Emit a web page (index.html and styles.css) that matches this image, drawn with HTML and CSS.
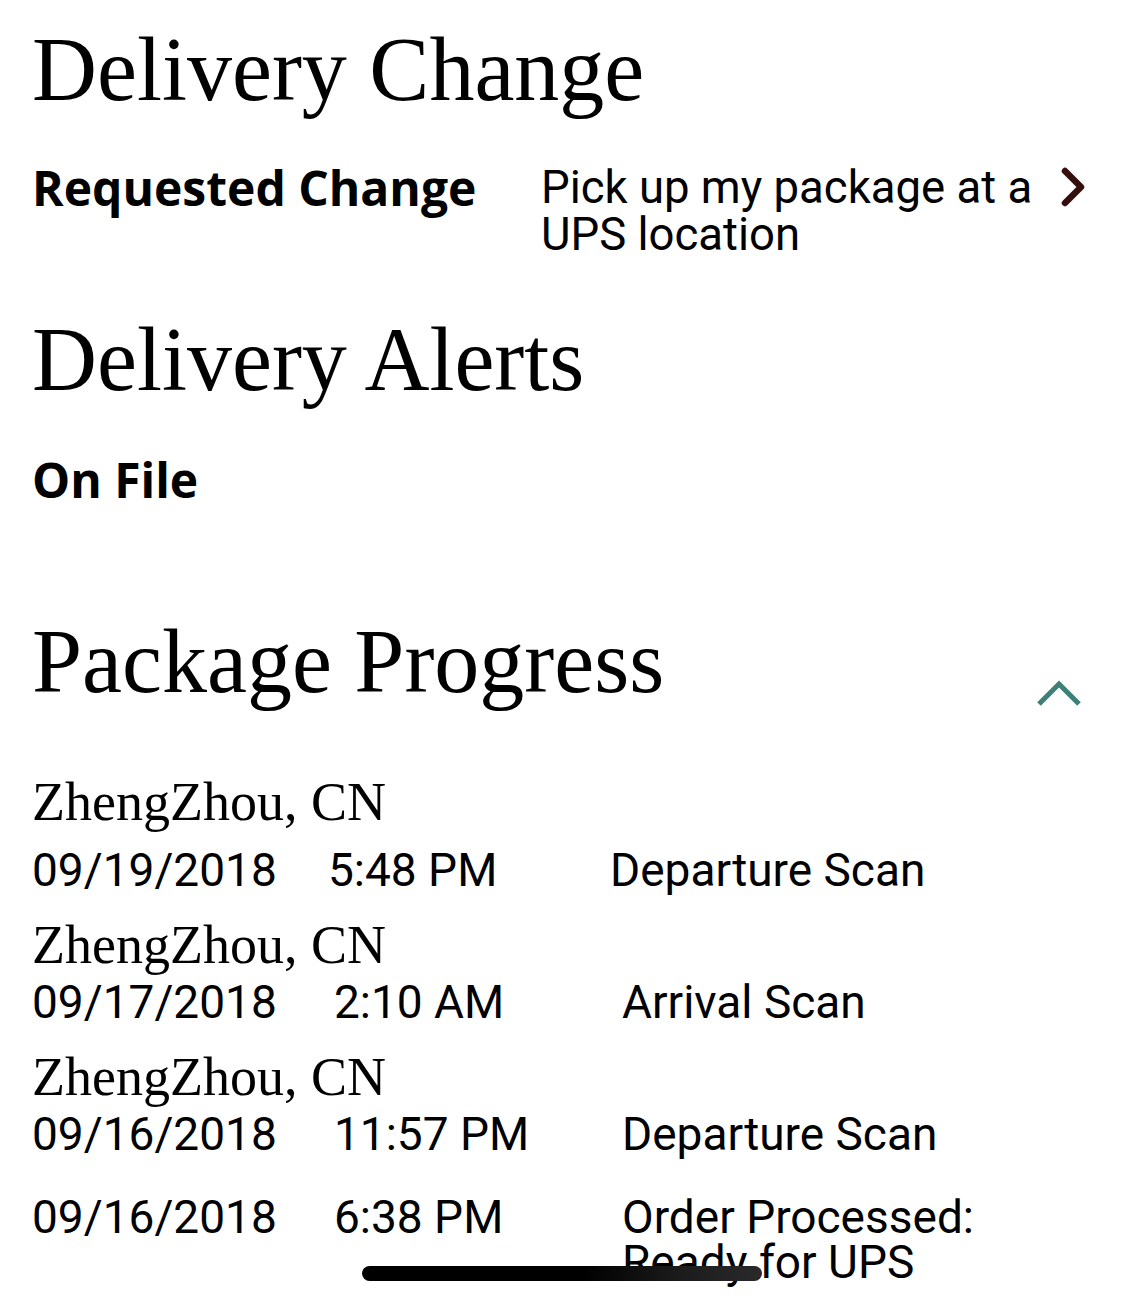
FILE: index.html
```html
<!DOCTYPE html>
<html>
<head>
<meta charset="utf-8">
<link rel="stylesheet" href="styles.css">
</head>
<body>
<main class="page">
  <section class="section first">
    <h1 class="heading">Delivery Change</h1>
    <div class="change-row">
      <div class="label req">Requested Change</div>
      <div class="change-value">Pick up my package at a UPS location</div>
      <svg class="chev-right" width="30" height="44" viewBox="0 0 30 44"><path d="M7 6 L23 22 L7 38" fill="none" stroke="#350e0e" stroke-width="6.5" stroke-linecap="round" stroke-linejoin="round"/></svg>
    </div>
  </section>
  <section class="section alerts">
    <h1 class="heading">Delivery Alerts</h1>
    <div class="label onfile">On File</div>
  </section>
  <section class="section progress">
    <div class="progress-head">
      <h1 class="heading">Package Progress</h1>
      <svg class="chev-up" width="46" height="30" viewBox="0 0 46 30"><path d="M3 26 L23 6 L43 26" fill="none" stroke="#3d8078" stroke-width="5"/></svg>
    </div>
    <div class="events">
      <div class="event">
        <div class="city">ZhengZhou, CN</div>
        <div class="ev-row wide"><span>09/19/2018</span><span>5:48 PM</span><span class="desc">Departure Scan</span></div>
      </div>
      <div class="event">
        <div class="city">ZhengZhou, CN</div>
        <div class="ev-row"><span>09/17/2018</span><span>2:10 AM</span><span class="desc">Arrival Scan</span></div>
      </div>
      <div class="event">
        <div class="city">ZhengZhou, CN</div>
        <div class="ev-row"><span>09/16/2018</span><span>11:57 PM</span><span class="desc">Departure Scan</span></div>
      </div>
      <div class="event last">
        <div class="ev-row"><span>09/16/2018</span><span>6:38 PM</span><span class="desc">Order Processed: Ready for UPS</span></div>
      </div>
    </div>
  </section>
  <div class="home-indicator"></div>
</main>
</body>
</html>
```

FILE: styles.css
```css
html, body {
  margin: 0;
  padding: 0;
  background: #fff;
  color: #000;
}
.page {
  width: 1125px;
  height: 1306px;
  overflow: hidden;
  position: relative;
  padding: 0 32px;
  box-sizing: border-box;
}
.heading {
  font-family: "Liberation Serif", serif;
  font-weight: normal;
  font-size: 90px;
  line-height: 90px;
  margin: 0;
  white-space: nowrap;
}
.section.first {
  padding-top: 25px;
}
.label {
  font-family: "Open Sans", sans-serif;
  font-weight: bold;
  font-size: 48px;
  line-height: 48px;
}
.change-row {
  display: flex;
  align-items: flex-start;
  margin-top: 49px;
}
.label.req {
  width: 509px;
  flex: none;
}
.change-value {
  font-family: "Roboto", sans-serif;
  font-size: 45.5px;
  line-height: 47px;
  width: 500px;
  flex: none;
}
.chev-right {
  margin-left: 17px;
  margin-top: 1px;
  flex: none;
}
.alerts {
  margin-top: 57px;
}
.onfile {
  margin-top: 51px;
}
.progress {
  margin-top: 113px;
}
.progress-head {
  display: flex;
  justify-content: space-between;
  align-items: flex-start;
}
.chev-up {
  margin-top: 61px;
  margin-right: 11px;
  flex: none;
}
.events {
  margin-top: 67px;
}
.city {
  font-family: "Liberation Serif", serif;
  font-size: 54px;
  line-height: 54px;
}
.ev-row {
  display: grid;
  grid-template-columns: 302px 288px 380px;
  font-family: "Roboto", sans-serif;
  font-size: 46px;
  line-height: 45px;
  margin-top: 8px;
}
.ev-row.wide {
  grid-template-columns: 296px 282px 380px;
  margin-top: 19px;
}
.event + .event {
  margin-top: 25px;
}
.event.last {
  margin-top: 38px;
}
.home-indicator {
  position: absolute;
  left: 362px;
  top: 1266px;
  width: 400px;
  height: 15px;
  border-radius: 8px;
  background: linear-gradient(90deg, #000 0%, #000 55%, #1c1c1c 80%, #2a2a2a 100%);
}
```
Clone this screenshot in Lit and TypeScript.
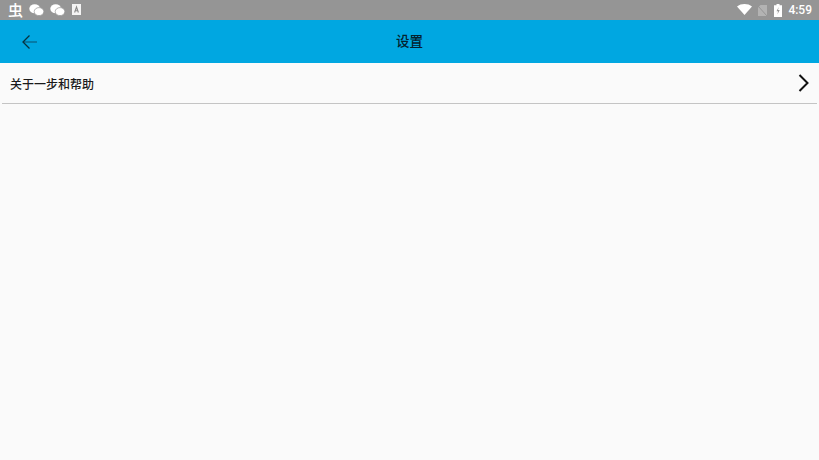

————

● **Your goal**
Go through the data above and transcribe it in full, omitting any image.

● **Written answer**
Emit a web page (index.html and styles.css) that matches this image, drawn with HTML and CSS.
FILE: index.html
```html
<!DOCTYPE html>
<html>
<head>
<meta charset="utf-8">
<link rel="stylesheet" href="styles.css">
</head>
<body>
<main class="page">
  <section class="section first">
    <h1 class="heading">Delivery Change</h1>
    <div class="change-row">
      <div class="label req">Requested Change</div>
      <div class="change-value">Pick up my package at a UPS location</div>
      <svg class="chev-right" width="30" height="44" viewBox="0 0 30 44"><path d="M7 6 L23 22 L7 38" fill="none" stroke="#350e0e" stroke-width="6.5" stroke-linecap="round" stroke-linejoin="round"/></svg>
    </div>
  </section>
  <section class="section alerts">
    <h1 class="heading">Delivery Alerts</h1>
    <div class="label onfile">On File</div>
  </section>
  <section class="section progress">
    <div class="progress-head">
      <h1 class="heading">Package Progress</h1>
      <svg class="chev-up" width="46" height="30" viewBox="0 0 46 30"><path d="M3 26 L23 6 L43 26" fill="none" stroke="#3d8078" stroke-width="5"/></svg>
    </div>
    <div class="events">
      <div class="event">
        <div class="city">ZhengZhou, CN</div>
        <div class="ev-row wide"><span>09/19/2018</span><span>5:48 PM</span><span class="desc">Departure Scan</span></div>
      </div>
      <div class="event">
        <div class="city">ZhengZhou, CN</div>
        <div class="ev-row"><span>09/17/2018</span><span>2:10 AM</span><span class="desc">Arrival Scan</span></div>
      </div>
      <div class="event">
        <div class="city">ZhengZhou, CN</div>
        <div class="ev-row"><span>09/16/2018</span><span>11:57 PM</span><span class="desc">Departure Scan</span></div>
      </div>
      <div class="event last">
        <div class="ev-row"><span>09/16/2018</span><span>6:38 PM</span><span class="desc">Order Processed: Ready for UPS</span></div>
      </div>
    </div>
  </section>
  <div class="home-indicator"></div>
</main>
</body>
</html>
```

FILE: styles.css
```css
html, body {
  margin: 0;
  padding: 0;
  background: #fff;
  color: #000;
}
.page {
  width: 1125px;
  height: 1306px;
  overflow: hidden;
  position: relative;
  padding: 0 32px;
  box-sizing: border-box;
}
.heading {
  font-family: "Liberation Serif", serif;
  font-weight: normal;
  font-size: 90px;
  line-height: 90px;
  margin: 0;
  white-space: nowrap;
}
.section.first {
  padding-top: 25px;
}
.label {
  font-family: "Open Sans", sans-serif;
  font-weight: bold;
  font-size: 48px;
  line-height: 48px;
}
.change-row {
  display: flex;
  align-items: flex-start;
  margin-top: 49px;
}
.label.req {
  width: 509px;
  flex: none;
}
.change-value {
  font-family: "Roboto", sans-serif;
  font-size: 45.5px;
  line-height: 47px;
  width: 500px;
  flex: none;
}
.chev-right {
  margin-left: 17px;
  margin-top: 1px;
  flex: none;
}
.alerts {
  margin-top: 57px;
}
.onfile {
  margin-top: 51px;
}
.progress {
  margin-top: 113px;
}
.progress-head {
  display: flex;
  justify-content: space-between;
  align-items: flex-start;
}
.chev-up {
  margin-top: 61px;
  margin-right: 11px;
  flex: none;
}
.events {
  margin-top: 67px;
}
.city {
  font-family: "Liberation Serif", serif;
  font-size: 54px;
  line-height: 54px;
}
.ev-row {
  display: grid;
  grid-template-columns: 302px 288px 380px;
  font-family: "Roboto", sans-serif;
  font-size: 46px;
  line-height: 45px;
  margin-top: 8px;
}
.ev-row.wide {
  grid-template-columns: 296px 282px 380px;
  margin-top: 19px;
}
.event + .event {
  margin-top: 25px;
}
.event.last {
  margin-top: 38px;
}
.home-indicator {
  position: absolute;
  left: 362px;
  top: 1266px;
  width: 400px;
  height: 15px;
  border-radius: 8px;
  background: linear-gradient(90deg, #000 0%, #000 55%, #1c1c1c 80%, #2a2a2a 100%);
}
```
Clone this screenshot in Lit and TypeScript.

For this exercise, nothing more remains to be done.